Which brings us back to Tonkin. Turns out, Michael Tonkin is one of the only Twins pitchers who can actually miss bats with any regularity.

Twins 2016 leaders in K%

Name K%
Name K%
Trevor May 32.1%
Michael Tonkin 25.4%
Glen Perkins 25%
Buddy Boshers 24.3%
Taylor Rogers 24.2%

And Tonkin doesn’t walk too many folks either, especially relative to his strikeout rate.

Twins 2016 leaders in K-BB%

Name K-BB%
Name K-BB%
Trevor May 23%
Buddy Boshers 19.7%
Taylor Rogers 18.2%
Michael Tonkin 17.8%
Glen Perkins 16.7%

But what is Tonkin known for, as a Twins player?

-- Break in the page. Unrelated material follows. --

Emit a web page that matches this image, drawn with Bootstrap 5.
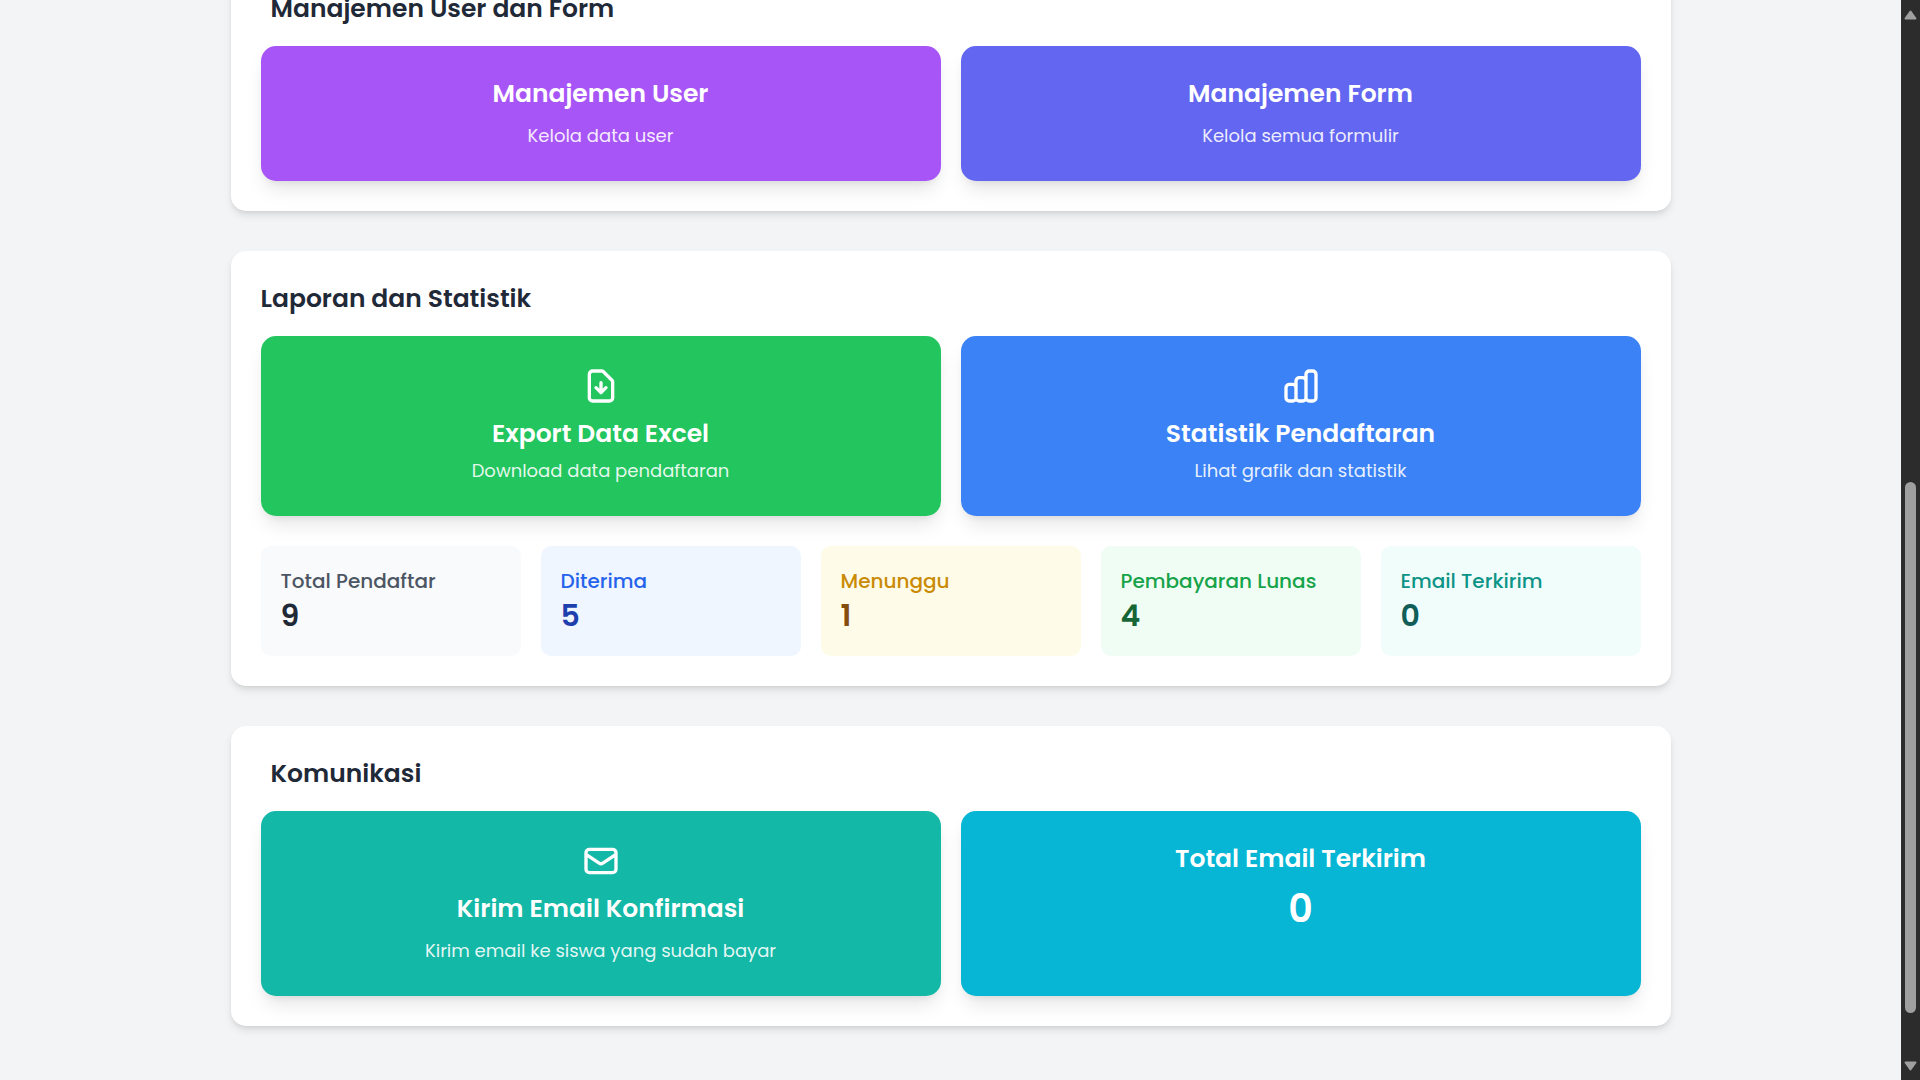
<!DOCTYPE html>
<html lang="id">
<head>
<meta charset="utf-8">
<meta name="viewport" content="width=device-width, initial-scale=1">
<title>Dashboard Admin</title>
<link rel="stylesheet" href="https://cdn.jsdelivr.net/npm/bootstrap@5.3.0/dist/css/bootstrap.min.css">
<style>
  body { background: #f3f4f6; font-family: Poppins, Inter, "Open Sans", sans-serif; color: #1f2937; }
  .viewport { height: 100vh; }
  .dash { max-width: 1440px; gap: 40px; padding-bottom: 54px; }
  .panel { background: #fff; border-radius: 15px; padding: 30px;
    box-shadow: 0 5px 8px -1px rgba(0,0,0,.1), 0 2px 5px -2px rgba(0,0,0,.1); }
  .panel-title { font-size: 25px; line-height: 35px; font-weight: 600; margin: 0 0 20px; }
  .panel-title.indent { padding-left: 10px; }
  .tile { border: 0; border-radius: 15px; padding: 30px; color: #fff; text-align: center; text-decoration: none;
    box-shadow: 0 12px 19px -4px rgba(0,0,0,.1), 0 5px 8px -5px rgba(0,0,0,.1); }
  .tile-title { font-size: 25px; line-height: 35px; font-weight: 600; margin: 0; }
  .tile-text { font-size: 18px; line-height: 30px; color: rgba(255,255,255,.9); margin: 10px 0 0; }
  .tile-text.tight { margin-top: 5px; }
  .tile-count { font-size: 38px; line-height: 45px; font-weight: 600; margin: 10px 0 0; }
  .tile svg { width: 40px; height: 40px; margin-bottom: 10px; fill: none; stroke: #fff; stroke-width: 2; stroke-linecap: round; stroke-linejoin: round; }
  .grid-gap { --bs-gutter-x: 20px; --bs-gutter-y: 20px; }
  .stats-row { margin-top: 10px; }
  .bg-purple { background: #a855f7; } .bg-indigo { background: #6366f1; }
  .bg-green { background: #22c55e; } .bg-blue { background: #3b82f6; }
  .bg-teal { background: #14b8a6; } .bg-cyan { background: #06b6d4; }
  .stat { border-radius: 10px; padding: 20px; }
  .stat-label { font-size: 20px; line-height: 30px; font-weight: 500; margin: 0; }
  .stat-value { font-size: 30px; line-height: 40px; font-weight: 600; margin: 0; }
  .stat-gray { background: #f9fafb; color: #1f2937; } .stat-gray .stat-label { color: #4b5563; }
  .stat-blue { background: #eff6ff; color: #1e40af; } .stat-blue .stat-label { color: #2563eb; }
  .stat-yellow { background: #fefce8; color: #854d0e; } .stat-yellow .stat-label { color: #ca8a04; }
  .stat-green { background: #f0fdf4; color: #166534; } .stat-green .stat-label { color: #16a34a; }
  .stat-teal { background: #f0fdfa; color: #115e59; } .stat-teal .stat-label { color: #0d9488; }
  .scroll-track { width: 19px; background: #2c2c2c; padding: 10px 0 9px; }
  .scroll-track svg { width: 13px; height: 10px; fill: #9f9f9f; stroke: #9f9f9f; stroke-width: 2; stroke-linejoin: round; }
  .scroll-space { flex: 462 1 0; }
  .scroll-thumb { flex: 531 1 0; width: 11px; border-radius: 6px; background: #9f9f9f; }
  .scroll-rest { flex: 48 1 0; }
</style>
<script src="https://cdn.jsdelivr.net/npm/bootstrap@5.3.0/dist/js/bootstrap.bundle.min.js"></script>
</head>
<body>
<div class="viewport d-flex overflow-hidden">
  <div class="flex-grow-1 d-flex flex-column justify-content-end align-items-center">
    <main class="dash w-100 d-flex flex-column flex-shrink-0">
      <section class="panel">
        <h2 class="panel-title indent">Manajemen User dan Form</h2>
        <div class="row grid-gap">
          <div class="col-6"><a href="#" class="tile bg-purple d-block h-100">
            <h3 class="tile-title">Manajemen User</h3>
            <p class="tile-text">Kelola data user</p>
          </a></div>
          <div class="col-6"><a href="#" class="tile bg-indigo d-block h-100">
            <h3 class="tile-title">Manajemen Form</h3>
            <p class="tile-text">Kelola semua formulir</p>
          </a></div>
        </div>
      </section>

      <section class="panel">
        <h2 class="panel-title">Laporan dan Statistik</h2>
        <div class="row grid-gap">
          <div class="col-6"><a href="#" class="tile bg-green d-flex flex-column align-items-center h-100">
            <svg viewBox="0 0 24 24" aria-hidden="true"><path d="M12 10v6m0 0l-3-3m3 3l3-3m2 8H7a2 2 0 01-2-2V5a2 2 0 012-2h5.586a1 1 0 01.707.293l5.414 5.414a1 1 0 01.293.707V19a2 2 0 01-2 2z"/></svg>
            <h3 class="tile-title">Export Data Excel</h3>
            <p class="tile-text tight">Download data pendaftaran</p>
          </a></div>
          <div class="col-6"><a href="#" class="tile bg-blue d-flex flex-column align-items-center h-100">
            <svg viewBox="0 0 24 24" aria-hidden="true"><path d="M9 19v-6a2 2 0 00-2-2H5a2 2 0 00-2 2v6a2 2 0 002 2h2a2 2 0 002-2zm0 0V9a2 2 0 012-2h2a2 2 0 012 2v10m-6 0a2 2 0 002 2h2a2 2 0 002-2m0 0V5a2 2 0 012-2h2a2 2 0 012 2v14a2 2 0 01-2 2h-2a2 2 0 01-2-2z"/></svg>
            <h3 class="tile-title">Statistik Pendaftaran</h3>
            <p class="tile-text tight">Lihat grafik dan statistik</p>
          </a></div>
        </div>
        <div class="row row-cols-5 grid-gap stats-row">
          <div class="col"><div class="stat stat-gray"><p class="stat-label">Total Pendaftar</p><p class="stat-value">9</p></div></div>
          <div class="col"><div class="stat stat-blue"><p class="stat-label">Diterima</p><p class="stat-value">5</p></div></div>
          <div class="col"><div class="stat stat-yellow"><p class="stat-label">Menunggu</p><p class="stat-value">1</p></div></div>
          <div class="col"><div class="stat stat-green"><p class="stat-label">Pembayaran Lunas</p><p class="stat-value">4</p></div></div>
          <div class="col"><div class="stat stat-teal"><p class="stat-label">Email Terkirim</p><p class="stat-value">0</p></div></div>
        </div>
      </section>

      <section class="panel">
        <h2 class="panel-title indent">Komunikasi</h2>
        <div class="row grid-gap">
          <div class="col-6"><button type="button" class="tile bg-teal d-flex flex-column align-items-center w-100 h-100">
            <svg viewBox="0 0 24 24" aria-hidden="true"><path d="M3 8l7.89 5.26a2 2 0 002.22 0L21 8M5 19h14a2 2 0 002-2V7a2 2 0 00-2-2H5a2 2 0 00-2 2v10a2 2 0 002 2z"/></svg>
            <span class="tile-title">Kirim Email Konfirmasi</span>
            <span class="tile-text">Kirim email ke siswa yang sudah bayar</span>
          </button></div>
          <div class="col-6"><div class="tile bg-cyan h-100">
            <h3 class="tile-title">Total Email Terkirim</h3>
            <p class="tile-count">0</p>
          </div></div>
        </div>
      </section>
    </main>
  </div>
  <div class="scroll-track d-flex flex-column align-items-center flex-shrink-0" aria-hidden="true">
    <svg viewBox="0 0 13 10"><path d="M6.5 1.5L11.5 8.5H1.5z"/></svg>
    <div class="scroll-space"></div>
    <div class="scroll-thumb"></div>
    <div class="scroll-rest"></div>
    <svg viewBox="0 0 13 10"><path d="M6.5 8.5L1.5 1.5H11.5z"/></svg>
  </div>
</div>
</body>
</html>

Not being allowed to play when it counts.

Friday’s 6-3 win over the Tigers featured Molitor’s ideal 2017 relief sequence: 6+ innings from a starter, followed by some combination of Taylor Rogers and Ryan Pressly with Brandon Kintzler closing the door in the ninth.

That’s the relief recipe when things are going well. When they’re going poorly early, Molitor hands the ball to Justin Haley, who’s made more than 100 minor-league starts and feels comfortable throwing multiple innings; or Tyler Duffey, who was and probably should be a starting pitcher (somewhere).

That leaves Craig Breslow, who I suppose you could call a “mid-game situational lefty,” as in a guy Molly can bring in earlier to face a tough lefty while keeping Rogers in the holster for the late innings; and Matt Belisle, who functions as, I don’t know, Pressly but with a permission slip to throw more than 15 pitches per outing.

And what is a Michael Tonkin for? He is for warming up when you’re losing by four with two outs in the ninth. He is for giving Eddie Guardado someone to talk to. He tells really funny jokes, Kintzler says.

So far this season, Michael Tonkin has pitched three times:

  • April 8 at Chicago he came in with one out in the bottom of the sixth down by 4
  • April 11 at Detroit he came in with one out in the bottom of the seventh down by 2
  • April 18 vs. Cleveland he came in with nobody out in the top of the ninth down by 5

Tonkin’s average Game Leverage Index rates when he entered those three games, according to Fangraphs, were 0.13, 0.55 and 0.02, respectively; anything below 1 is considered “low leverage.” Molitor does not trust Tonkin with literally any responsibility.

When the roster was announced there was some speculation — I believe on “Gleeman and the Geek,” though don’t quote me on that — that Tonkin was included by the front office, who see something valuable in him despite Molitor’s clear aversion to him. In this scenario, Tonkin’s the primary reason the Twins boast such a bloated bullpen; Molitor and Falvey/Levine couldn’t agree on which relievers they liked, essentially. I don’t know. (Obviously.) But guys, c’mon: this is getting silly.

Fangraphs has a handy-dandy pitcher visualizer, and here’s the last week of Twins reliever usage.

Image via Fangraphs

The main takeaway? Nobody’s really doing much of anything. The median workload here is 38 pitches per week. That’s a lot of leaning on a rake. The bullpen’s sunflower seed budget must be through the roof.

I get that it’s 2017 and six pitching changes per game is de rigueur. Pinch hitters and pinch runners are so 1983.

Twins starters have also pitched well, for the most part, and it’s probably foolish to bank on that for an entire season.

But good Lord, we do not need this many pitchers — especially painfully mediocre ones. Or at least get, I don’t know, a person of color or a dude with a little personality so I can differentiate these generic chuckleheads. It’s exhausting to have to know the difference between a Justin Haley and a Ryan Pressly. They’re both adverbs? I don’t know.

Nobody’s pitching much, and mop-up duties can be handled by any number of these relievers, all of whom could use more innings. I work at a bar and I can tell you: mopping up is really easy! You’re basically just pushing dirt around.

If you love a Michael Tonkin, set him free. Or a Tyler Duffey. Or a Craig Breslow. Or a Justin Haley. Or literally any of them. I don’t care.

Call me crazy, but I think we can manage with seven relievers.